▸ **Given request**:
For this exercise, copy out each line of the material below that includes "index".

-------- Provided records --------

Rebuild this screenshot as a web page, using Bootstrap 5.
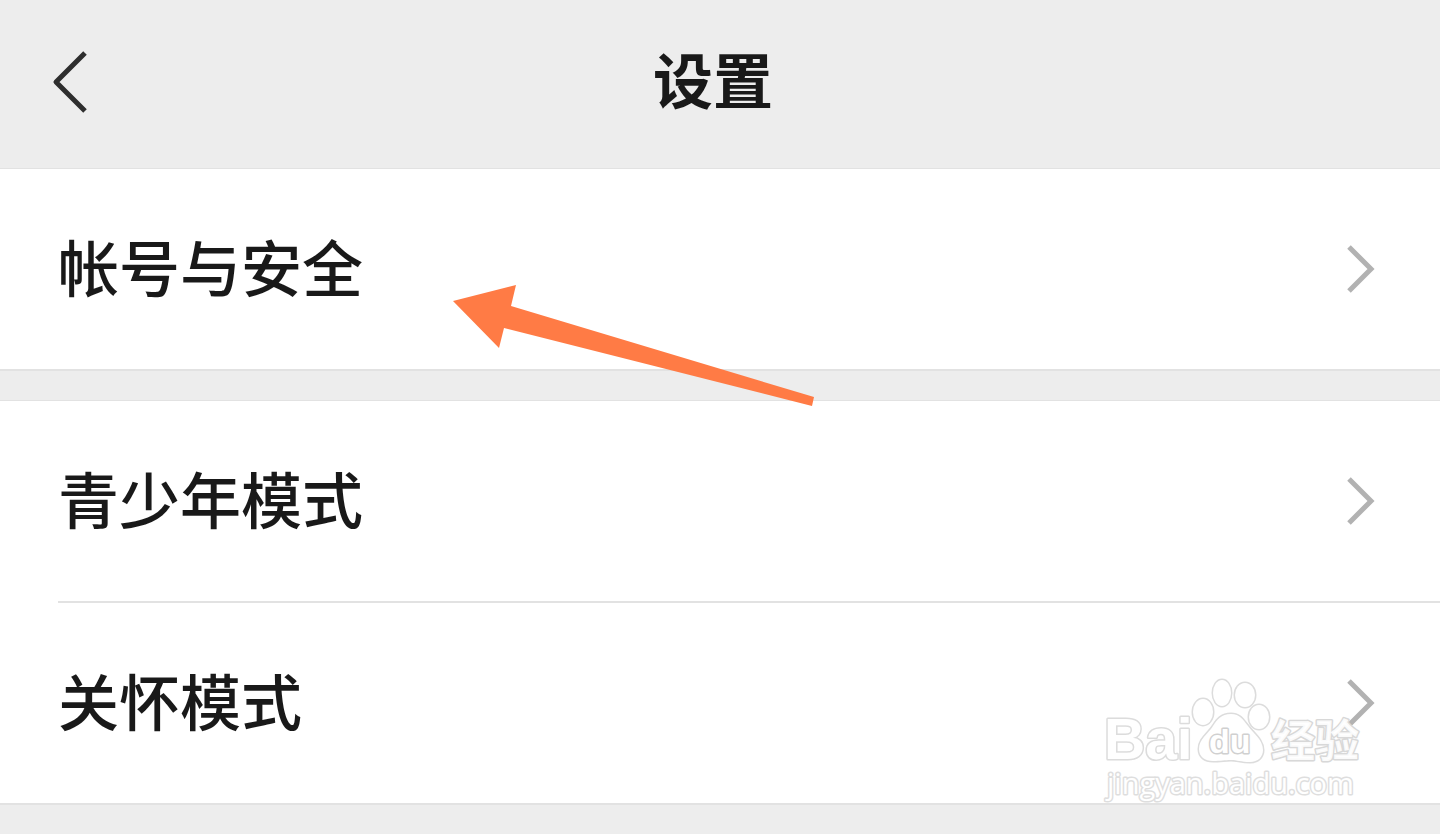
<!DOCTYPE html>
<html lang="zh-CN">
<head>
<meta charset="utf-8">
<meta name="viewport" content="width=device-width, initial-scale=1">
<title>设置</title>
<link href="https://cdn.jsdelivr.net/npm/bootstrap@5.3.0/dist/css/bootstrap.min.css" rel="stylesheet">
<style>
body { background: #ededed; color: #191919; font-family: "Noto Sans CJK SC", sans-serif; }
.topbar { height: 169px; border-bottom: 1px solid #e2e2e2; padding: 0 114px 6px 40px; }
.back-btn { width: 60px; height: 80px; }
.topbar h1 { font-size: 60px; line-height: 80px; font-weight: 700; padding-bottom: 6px; }
.settings-group { border-bottom: 2px solid #e2e2e2; background: #fff; }
.settings-group + .settings-group { margin-top: 29px; border-top: 1px solid #e2e2e2; }
.setting-row { height: 200px; padding: 0 65px 0 58px; font-size: 61px; line-height: 80px; font-weight: 500; color: #191919; }
.setting-row span { padding-bottom: 6px; }
.row-rule { height: 2px; margin-left: 58px; background: #e2e2e2; }
.pointer-arrow { left: 450px; top: 280px; pointer-events: none; }
.watermark { right: 70px; bottom: -4px; pointer-events: none; }
</style>
</head>
<body>
<header class="topbar d-flex align-items-center">
  <button type="button" class="back-btn btn border-0 p-0" aria-label="返回">
    <svg class="d-block" width="60" height="80" fill="none" stroke="#2e2e2e" stroke-width="5" stroke-linejoin="round"><path d="M45 12 16 41 45 70"/></svg>
  </button>
  <h1 class="flex-grow-1 text-center mb-0">设置</h1>
</header>
<main>
  <nav class="settings-group" aria-label="帐号">
    <a href="#account" class="setting-row d-flex align-items-center justify-content-between text-decoration-none"><span>帐号与安全</span>
      <svg width="30" height="50" fill="none" stroke="#b2b2b2" stroke-width="5"><path d="M4 3 26 25 4 47"/></svg></a>
  </nav>
  <nav class="settings-group position-relative" aria-label="模式">
    <a href="#youth" class="setting-row d-flex align-items-center justify-content-between text-decoration-none"><span>青少年模式</span>
      <svg width="30" height="50" fill="none" stroke="#b2b2b2" stroke-width="5"><path d="M4 3 26 25 4 47"/></svg></a>
    <div class="row-rule"></div>
    <a href="#care" class="setting-row d-flex align-items-center justify-content-between text-decoration-none"><span>关怀模式</span>
      <svg width="30" height="50" fill="none" stroke="#b2b2b2" stroke-width="5"><path d="M4 3 26 25 4 47"/></svg></a>
    <svg class="watermark position-absolute" width="270" height="130" viewBox="1100 677 270 130" fill="#fff" stroke="#dcdcdc" stroke-width="2" stroke-linejoin="round" paint-order="stroke">
      <g stroke-width="3">
        <ellipse cx="1203" cy="712" rx="10" ry="13"/>
        <ellipse cx="1222" cy="693" rx="9" ry="13"/>
        <ellipse cx="1245" cy="695" rx="10" ry="12"/>
        <ellipse cx="1259" cy="717" rx="10" ry="12"/>
        <path d="M1231 714c-10 0-14 6-18 12-5 8-14 13-14 23 0 8 6 12 14 12 8 0 12-1 18-1s10 2 19 2c8 0 13-5 13-12 0-10-9-16-15-24-5-6-8-12-17-12z"/>
      </g>
      <text x="1104" y="759" font-family="Liberation Sans, sans-serif" font-weight="700" font-size="57" stroke-width="3">Bai</text>
      <text x="1209" y="753" font-family="Liberation Sans, sans-serif" font-weight="700" font-size="34" stroke-width="3" stroke="#d0d0d0">du</text>
      <text x="1271" y="757" font-family="Noto Sans CJK SC, sans-serif" font-weight="700" font-size="44" stroke-width="3" fill-opacity=".9" stroke="#d8d8d8">经验</text>
      <text x="1107" y="794" font-family="Open Sans, sans-serif" font-size="29" stroke="#dedede" stroke-width="3">jingyan.baidu.com</text>
    </svg>
  </nav>
</main>
<svg class="pointer-arrow position-absolute" width="370" height="130" fill="#ff7b45" aria-hidden="true"><path d="M3 21 66 5 61 26 364 117 362 126 54 48 49 68z"/></svg>
<script src="https://cdn.jsdelivr.net/npm/bootstrap@5.3.0/dist/js/bootstrap.bundle.min.js"></script>
</body>
</html>
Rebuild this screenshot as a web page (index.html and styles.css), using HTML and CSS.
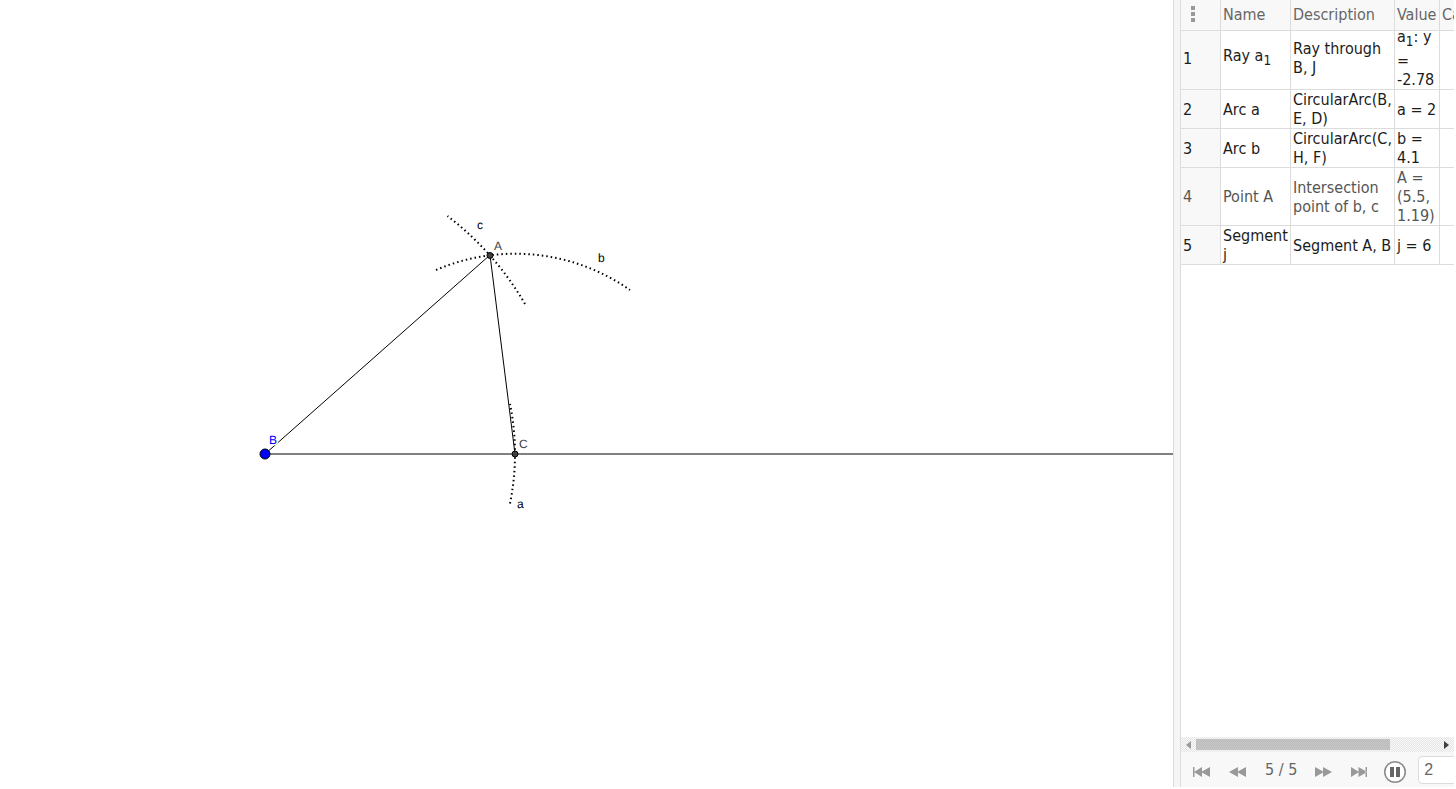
FILE: index.html
```
<!DOCTYPE html>
<html lang="en">
<head>
  <meta charset="UTF-8" />
  <title>Construction Protocol</title>
  <link rel="stylesheet" href="styles.css">
</head>
<body>
  <main class="app">
    <svg class="graphics" role="img" aria-label="Triangle construction">
      <g class="arcs">
        <path d="M510 503.500 A250 250 0 0 0 510 404" />
        <path d="M436 270 A200 200 0 0 1 630 290" />
        <path d="M525 304 A300 300 0 0 0 447.500 216" />
      </g>
      <line class="ray" x1="265" y1="454" x2="100%" y2="454" />
      <line class="segment" x1="265" y1="454" x2="490" y2="255" />
      <line class="segment" x1="490" y1="255" x2="515" y2="454" />
      <text class="label-free" x="269" y="444">B</text>
      <text class="label-dep" x="494" y="250">A</text>
      <text class="label-dep" x="519" y="448">C</text>
      <text x="517" y="508">a</text>
      <text x="598" y="262">b</text>
      <text x="477" y="229">c</text>
      <circle class="point-free" cx="265" cy="454" r="5" />
      <circle class="point" cx="490" cy="255.500" r="3" />
      <circle class="point" cx="515" cy="454" r="3" />
    </svg>

    <div class="splitter"></div>

    <section class="protocol">
      <div class="table-wrap">
        <table>
          <colgroup>
            <col class="col-no"><col class="col-name"><col class="col-desc"><col class="col-value"><col class="col-caption">
          </colgroup>
          <thead>
            <tr>
              <th><button class="menu" aria-label="Columns"><svg width="4" height="16"><path d="M0 0h4v4H0zM0 6h4v4H0zM0 12h4v4H0z" /></svg></button></th>
              <th>Name</th>
              <th>Description</th>
              <th>Value</th>
              <th>Caption</th>
            </tr>
          </thead>
          <tbody>
            <tr class="tall"><td>1</td><td>Ray a<sub>1</sub></td><td>Ray through B, J</td><td><div class="value">a<sub>1</sub>: y = -2.78</div></td><td></td></tr>
            <tr><td>2</td><td>Arc a</td><td>CircularArc(B, E, D)</td><td>a = 2</td><td></td></tr>
            <tr><td>3</td><td>Arc b</td><td>CircularArc(C, H, F)</td><td>b = 4.1</td><td></td></tr>
            <tr class="dependent"><td>4</td><td>Point A</td><td>Intersection point of b, c</td><td>A = (5.5, 1.19)</td><td></td></tr>
            <tr><td>5</td><td>Segment j</td><td>Segment A, B</td><td>j = 6</td><td></td></tr>
          </tbody>
        </table>
      </div>

      <div class="scrollbar">
        <button class="arrow" aria-label="Scroll left" disabled><svg width="5" height="8"><path d="M5 0v8L0 4z" /></svg></button>
        <div class="track"><div class="thumb"></div></div>
        <button class="arrow" aria-label="Scroll right"><svg width="5" height="8"><path d="M0 0v8l5-4z" /></svg></button>
      </div>

      <div class="navbar">
        <button class="nav" aria-label="First step"><svg width="18" height="12"><path d="M0 1h1.500v10H0zM9 1v10L1 6zM17 1v10L8 6z" /></svg></button>
        <button class="nav" aria-label="Previous step"><svg width="18" height="12"><path d="M9 1v10L0 6zM17 1v10L8 6z" /></svg></button>
        <span class="steps">5 / 5</span>
        <button class="nav" aria-label="Next step"><svg width="18" height="12"><path d="M1 1v10l9-5zM9 1v10l9-5z" /></svg></button>
        <button class="nav" aria-label="Last step"><svg width="18" height="12"><path d="M1 1v10l8-5zM8.500 1v10L17 6zM15.500 1H17v10h-1.500z" /></svg></button>
        <button class="play" aria-label="Pause"><svg width="22" height="22"><circle cx="11" cy="11" r="10.250" /><path d="M6 6h4v10H6zM12 6h4v10h-4z" /></svg></button>
        <input class="speed" type="text" value="2" aria-label="Seconds per step">
      </div>
    </section>
  </main>
</body>
</html>
```

FILE: styles.css
```
* { box-sizing: border-box; }
body { margin: 0; background: #fff; color: #1c1c1c; font: 16px/19px "DejaVu Sans Condensed", "DejaVu Sans", sans-serif; font-stretch: condensed; }
button { padding: 0; border: none; background: none; cursor: pointer; }
svg { display: block; }

.app { display: grid; grid-template-columns: 1fr 8px 273px; height: 100vh; padding: 0 2px 2px 0; overflow: hidden; }

.graphics { width: 100%; height: 100%; font: 12px "Liberation Sans", Arial, sans-serif; text-rendering: geometricPrecision; }
.arcs { fill: none; stroke: #000; stroke-width: 2; stroke-dasharray: 1.5 3; }
.ray { stroke: #808080; stroke-width: 2; }
.segment { stroke: #000; stroke-width: 1; }
.point-free { fill: #00f; stroke: #000; }
.point { fill: #404040; stroke: #000; }
.label-free { fill: #00f; stroke: #fff; stroke-width: 3; paint-order: stroke; }
.label-dep { fill: #404040; }

.splitter { background: #f5f5f5; border: 1px solid #dcdcdc; border-width: 0 1px; cursor: col-resize; }

.protocol { display: flex; flex-direction: column; min-width: 0; overflow: hidden; }
.table-wrap { flex: 1; min-height: 0; overflow: hidden; }
table { table-layout: fixed; width: 360px; border-collapse: separate; border-spacing: 0; }
.col-no { width: 40px; }
.col-name { width: 70px; }
.col-desc { width: 104px; }
.col-value { width: 45px; }
th, td { padding: 0 2px; border: 1px solid #dcdcdc; border-width: 0 1px 1px 0; text-align: left; vertical-align: middle; }
th { height: 31px; padding-bottom: 2px; background: #f8f8f8; color: #666; font-weight: normal; }
td:first-child { background: #f8f8f8; }
.tall td { padding-bottom: 4px; }
.tall td:nth-child(4) { padding-bottom: 0; }
.value { margin-top: -4px; }
.dependent { color: #555; }
sub { font-size: smaller; }
.menu { display: block; margin-left: 8px; }
.menu svg { fill: #999; }

.scrollbar { display: flex; align-items: center; height: 15px; background: repeating-conic-gradient(#e4e4e4 0 25%, #fafafa 0 50%) 0 0 / 2px 2px; }
.arrow { display: grid; place-items: center; width: 15px; height: 15px; }
.arrow svg { fill: #404040; }
.arrow:disabled svg { fill: #999; }
.track { flex: 1; }
.thumb { width: 80%; height: 11px; background: #c1c1c1; }

.navbar { display: flex; align-items: center; height: 35px; padding: 4px 0 0 12px; background: #f8f8f8; color: #666; overflow: hidden; }
.nav { flex: none; width: 18px; margin-right: 18px; }
.nav svg { fill: #999; }
.steps { flex: none; margin-right: 17px; padding-bottom: 4px; }
.play { flex: none; margin-right: 12px; margin-left: -2px; }
.play svg { fill: #666; }
.play circle { fill: #fff; stroke: #888; stroke-width: 1.5; }
.speed { flex: none; width: 60px; height: 28px; margin-bottom: 4px; padding: 0 5px; border: 1px solid #dcdcdc; border-radius: 4px; background: #fff; color: #666; font: 16px "Liberation Sans", Arial, sans-serif; }
```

--------

▸ **Solved exercise**:
Rebuild this screenshot as a web page (index.html and styles.css), using HTML and CSS.
FILE: index.html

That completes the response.